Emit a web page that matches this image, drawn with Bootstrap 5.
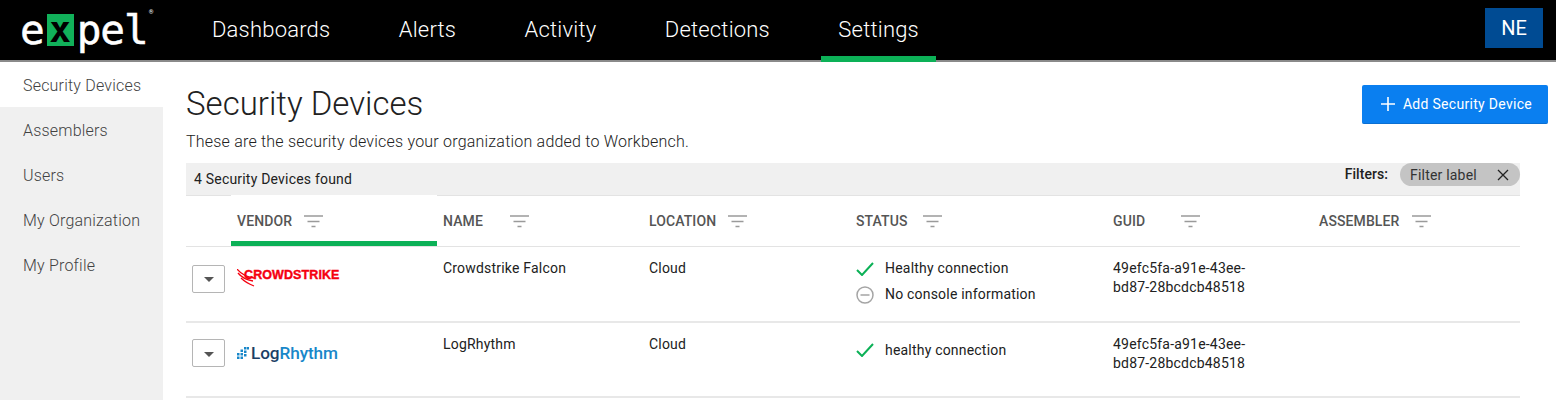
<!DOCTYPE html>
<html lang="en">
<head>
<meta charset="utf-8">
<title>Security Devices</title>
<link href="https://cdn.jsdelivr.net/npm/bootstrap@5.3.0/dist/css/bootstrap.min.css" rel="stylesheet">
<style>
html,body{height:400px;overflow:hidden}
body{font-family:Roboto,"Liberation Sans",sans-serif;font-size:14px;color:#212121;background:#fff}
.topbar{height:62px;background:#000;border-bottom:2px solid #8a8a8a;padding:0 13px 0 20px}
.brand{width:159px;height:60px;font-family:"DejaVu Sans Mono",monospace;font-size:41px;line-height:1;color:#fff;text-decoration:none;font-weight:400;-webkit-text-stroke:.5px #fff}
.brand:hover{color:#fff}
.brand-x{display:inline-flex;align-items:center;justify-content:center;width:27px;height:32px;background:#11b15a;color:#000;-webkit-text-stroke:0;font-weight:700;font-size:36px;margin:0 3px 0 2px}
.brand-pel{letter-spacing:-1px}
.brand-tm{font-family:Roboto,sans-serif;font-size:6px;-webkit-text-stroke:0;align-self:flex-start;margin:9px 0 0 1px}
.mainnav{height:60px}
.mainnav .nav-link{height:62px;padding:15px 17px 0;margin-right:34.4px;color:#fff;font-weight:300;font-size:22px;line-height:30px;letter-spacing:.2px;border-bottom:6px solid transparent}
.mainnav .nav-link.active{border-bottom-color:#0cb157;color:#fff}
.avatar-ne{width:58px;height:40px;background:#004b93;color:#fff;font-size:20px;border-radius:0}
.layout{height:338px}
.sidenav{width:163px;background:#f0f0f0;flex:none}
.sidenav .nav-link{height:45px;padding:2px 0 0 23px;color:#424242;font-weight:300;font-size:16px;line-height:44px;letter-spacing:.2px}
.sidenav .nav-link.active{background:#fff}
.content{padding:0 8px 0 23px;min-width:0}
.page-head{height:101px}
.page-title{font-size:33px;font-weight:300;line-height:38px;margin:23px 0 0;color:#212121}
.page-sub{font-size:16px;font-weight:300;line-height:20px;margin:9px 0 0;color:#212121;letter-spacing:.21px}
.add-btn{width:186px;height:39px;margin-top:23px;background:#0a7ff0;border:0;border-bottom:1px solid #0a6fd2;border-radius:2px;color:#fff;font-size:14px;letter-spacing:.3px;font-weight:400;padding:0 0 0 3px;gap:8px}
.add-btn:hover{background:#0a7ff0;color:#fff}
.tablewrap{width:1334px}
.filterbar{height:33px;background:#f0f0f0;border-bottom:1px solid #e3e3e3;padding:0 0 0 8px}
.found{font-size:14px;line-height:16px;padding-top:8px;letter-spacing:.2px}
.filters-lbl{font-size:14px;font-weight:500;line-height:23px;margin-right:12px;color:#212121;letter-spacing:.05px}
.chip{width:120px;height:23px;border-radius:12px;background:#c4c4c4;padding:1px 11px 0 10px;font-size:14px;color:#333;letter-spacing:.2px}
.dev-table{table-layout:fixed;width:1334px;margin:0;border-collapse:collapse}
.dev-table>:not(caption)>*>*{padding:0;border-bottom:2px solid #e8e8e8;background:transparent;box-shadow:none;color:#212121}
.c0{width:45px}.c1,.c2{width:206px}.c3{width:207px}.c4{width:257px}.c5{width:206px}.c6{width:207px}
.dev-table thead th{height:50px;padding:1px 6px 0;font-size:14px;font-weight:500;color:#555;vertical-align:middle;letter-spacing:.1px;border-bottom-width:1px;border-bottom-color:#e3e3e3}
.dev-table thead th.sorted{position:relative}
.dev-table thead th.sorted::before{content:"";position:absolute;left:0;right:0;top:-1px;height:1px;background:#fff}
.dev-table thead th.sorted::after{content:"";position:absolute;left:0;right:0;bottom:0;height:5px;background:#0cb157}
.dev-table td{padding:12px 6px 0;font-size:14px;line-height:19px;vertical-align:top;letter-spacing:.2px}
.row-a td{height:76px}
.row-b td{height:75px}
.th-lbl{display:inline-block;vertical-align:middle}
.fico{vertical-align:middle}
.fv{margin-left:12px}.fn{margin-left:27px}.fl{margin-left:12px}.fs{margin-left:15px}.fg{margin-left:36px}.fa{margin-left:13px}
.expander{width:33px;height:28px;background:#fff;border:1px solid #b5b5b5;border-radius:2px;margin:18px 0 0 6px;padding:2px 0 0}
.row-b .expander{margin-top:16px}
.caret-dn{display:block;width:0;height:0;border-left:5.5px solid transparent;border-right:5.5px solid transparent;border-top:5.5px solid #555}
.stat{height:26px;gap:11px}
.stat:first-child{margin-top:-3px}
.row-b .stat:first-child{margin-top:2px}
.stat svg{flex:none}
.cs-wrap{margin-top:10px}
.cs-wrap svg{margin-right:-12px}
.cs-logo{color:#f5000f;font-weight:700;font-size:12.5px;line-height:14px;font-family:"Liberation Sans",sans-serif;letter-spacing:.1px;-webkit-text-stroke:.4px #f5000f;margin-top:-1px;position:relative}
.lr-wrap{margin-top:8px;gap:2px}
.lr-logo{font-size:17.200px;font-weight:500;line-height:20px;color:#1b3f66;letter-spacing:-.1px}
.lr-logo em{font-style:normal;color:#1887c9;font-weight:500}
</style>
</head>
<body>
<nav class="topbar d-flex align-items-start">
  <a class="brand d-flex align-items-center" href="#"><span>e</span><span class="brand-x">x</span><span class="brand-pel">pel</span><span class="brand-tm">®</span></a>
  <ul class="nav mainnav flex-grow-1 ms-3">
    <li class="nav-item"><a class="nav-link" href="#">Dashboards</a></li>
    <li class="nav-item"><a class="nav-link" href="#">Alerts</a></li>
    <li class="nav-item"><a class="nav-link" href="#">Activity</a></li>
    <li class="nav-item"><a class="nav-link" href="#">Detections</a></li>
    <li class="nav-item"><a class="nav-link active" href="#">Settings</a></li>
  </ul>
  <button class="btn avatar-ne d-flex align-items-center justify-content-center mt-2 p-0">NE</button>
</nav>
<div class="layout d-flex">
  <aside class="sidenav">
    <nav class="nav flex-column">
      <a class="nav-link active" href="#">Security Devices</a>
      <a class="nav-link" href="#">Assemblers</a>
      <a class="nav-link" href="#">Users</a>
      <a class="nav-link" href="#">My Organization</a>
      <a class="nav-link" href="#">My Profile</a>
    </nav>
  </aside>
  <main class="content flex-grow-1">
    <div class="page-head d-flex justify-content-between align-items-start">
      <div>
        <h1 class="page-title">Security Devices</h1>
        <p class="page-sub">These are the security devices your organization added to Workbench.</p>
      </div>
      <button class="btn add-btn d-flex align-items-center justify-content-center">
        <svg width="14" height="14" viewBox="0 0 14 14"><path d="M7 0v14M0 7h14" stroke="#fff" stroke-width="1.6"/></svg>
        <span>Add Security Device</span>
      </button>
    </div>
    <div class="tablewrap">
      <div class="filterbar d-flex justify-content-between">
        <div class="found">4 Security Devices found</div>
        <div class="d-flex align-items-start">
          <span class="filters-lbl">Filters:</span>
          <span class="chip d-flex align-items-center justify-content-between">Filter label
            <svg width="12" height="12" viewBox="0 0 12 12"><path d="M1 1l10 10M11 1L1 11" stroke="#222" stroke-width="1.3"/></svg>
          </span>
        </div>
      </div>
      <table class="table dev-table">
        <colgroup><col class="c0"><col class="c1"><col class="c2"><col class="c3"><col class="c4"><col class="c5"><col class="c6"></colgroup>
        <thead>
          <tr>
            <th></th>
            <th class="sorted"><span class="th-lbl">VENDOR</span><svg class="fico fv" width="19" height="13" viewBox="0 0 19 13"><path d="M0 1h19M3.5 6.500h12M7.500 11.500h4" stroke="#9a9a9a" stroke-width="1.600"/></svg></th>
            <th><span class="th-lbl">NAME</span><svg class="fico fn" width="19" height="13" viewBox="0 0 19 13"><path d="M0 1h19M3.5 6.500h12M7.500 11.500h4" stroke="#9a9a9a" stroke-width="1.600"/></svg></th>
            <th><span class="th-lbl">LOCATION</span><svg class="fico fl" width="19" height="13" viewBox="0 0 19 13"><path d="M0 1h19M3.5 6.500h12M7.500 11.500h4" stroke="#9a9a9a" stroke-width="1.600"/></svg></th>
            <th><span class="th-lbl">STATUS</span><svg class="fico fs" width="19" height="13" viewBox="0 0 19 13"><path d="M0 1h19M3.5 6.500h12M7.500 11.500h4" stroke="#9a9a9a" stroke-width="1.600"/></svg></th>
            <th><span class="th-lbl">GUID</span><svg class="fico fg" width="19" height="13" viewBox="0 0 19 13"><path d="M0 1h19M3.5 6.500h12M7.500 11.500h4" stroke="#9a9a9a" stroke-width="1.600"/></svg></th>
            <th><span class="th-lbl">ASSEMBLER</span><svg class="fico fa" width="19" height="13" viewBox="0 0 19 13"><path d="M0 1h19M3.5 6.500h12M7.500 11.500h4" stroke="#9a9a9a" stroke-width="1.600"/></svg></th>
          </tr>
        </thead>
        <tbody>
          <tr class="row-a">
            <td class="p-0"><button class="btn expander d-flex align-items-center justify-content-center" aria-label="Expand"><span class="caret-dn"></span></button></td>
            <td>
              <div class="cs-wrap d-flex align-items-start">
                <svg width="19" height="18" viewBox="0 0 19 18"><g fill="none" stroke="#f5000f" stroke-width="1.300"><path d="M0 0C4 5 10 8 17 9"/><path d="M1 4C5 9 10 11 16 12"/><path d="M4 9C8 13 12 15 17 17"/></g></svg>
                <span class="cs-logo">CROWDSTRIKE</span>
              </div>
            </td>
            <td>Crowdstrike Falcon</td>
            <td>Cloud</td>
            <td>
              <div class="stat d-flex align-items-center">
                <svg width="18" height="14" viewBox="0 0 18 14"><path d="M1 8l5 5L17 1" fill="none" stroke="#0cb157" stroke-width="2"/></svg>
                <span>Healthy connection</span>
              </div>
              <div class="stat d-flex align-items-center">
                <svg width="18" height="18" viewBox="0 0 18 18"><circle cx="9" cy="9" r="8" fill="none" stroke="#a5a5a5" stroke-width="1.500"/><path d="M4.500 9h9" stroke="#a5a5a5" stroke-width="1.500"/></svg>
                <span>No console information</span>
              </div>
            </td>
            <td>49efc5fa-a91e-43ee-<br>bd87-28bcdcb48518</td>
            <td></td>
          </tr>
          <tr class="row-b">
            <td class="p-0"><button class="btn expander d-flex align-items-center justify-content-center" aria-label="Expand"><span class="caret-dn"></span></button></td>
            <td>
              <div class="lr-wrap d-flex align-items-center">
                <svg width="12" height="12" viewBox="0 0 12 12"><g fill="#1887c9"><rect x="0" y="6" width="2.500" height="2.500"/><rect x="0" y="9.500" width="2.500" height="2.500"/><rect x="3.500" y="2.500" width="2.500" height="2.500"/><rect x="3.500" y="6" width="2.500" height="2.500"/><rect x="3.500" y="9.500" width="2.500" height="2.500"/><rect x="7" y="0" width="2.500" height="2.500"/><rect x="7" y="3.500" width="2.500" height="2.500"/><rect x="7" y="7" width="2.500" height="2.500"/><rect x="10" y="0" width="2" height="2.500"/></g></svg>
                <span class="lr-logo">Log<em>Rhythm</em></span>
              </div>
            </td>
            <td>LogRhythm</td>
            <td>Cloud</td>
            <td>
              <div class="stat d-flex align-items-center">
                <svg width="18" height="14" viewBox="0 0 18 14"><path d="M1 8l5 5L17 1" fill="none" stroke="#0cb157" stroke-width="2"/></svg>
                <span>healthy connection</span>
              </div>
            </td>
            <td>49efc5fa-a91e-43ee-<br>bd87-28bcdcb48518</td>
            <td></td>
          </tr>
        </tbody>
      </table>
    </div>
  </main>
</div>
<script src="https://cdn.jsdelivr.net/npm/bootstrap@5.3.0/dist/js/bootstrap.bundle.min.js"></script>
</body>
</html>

▬▬▬▬▬▬▬▬▬▬

■ **DIRECTION**
Show every line of the listing in which the string "page" can be found.

■ **EXERCISE OUTPUT**
Emit a web page that matches this image, drawn with Bootstrap 5.
.page-head{height:101px}
.page-title{font-size:33px;font-weight:300;line-height:38px;margin:23px 0 0;color:#212121}
.page-sub{font-size:16px;font-weight:300;line-height:20px;margin:9px 0 0;color:#212121;letter-spacing:.21px}
    <div class="page-head d-flex justify-content-between align-items-start">
        <h1 class="page-title">Security Devices</h1>
        <p class="page-sub">These are the security devices your organization added to Workbench.</p>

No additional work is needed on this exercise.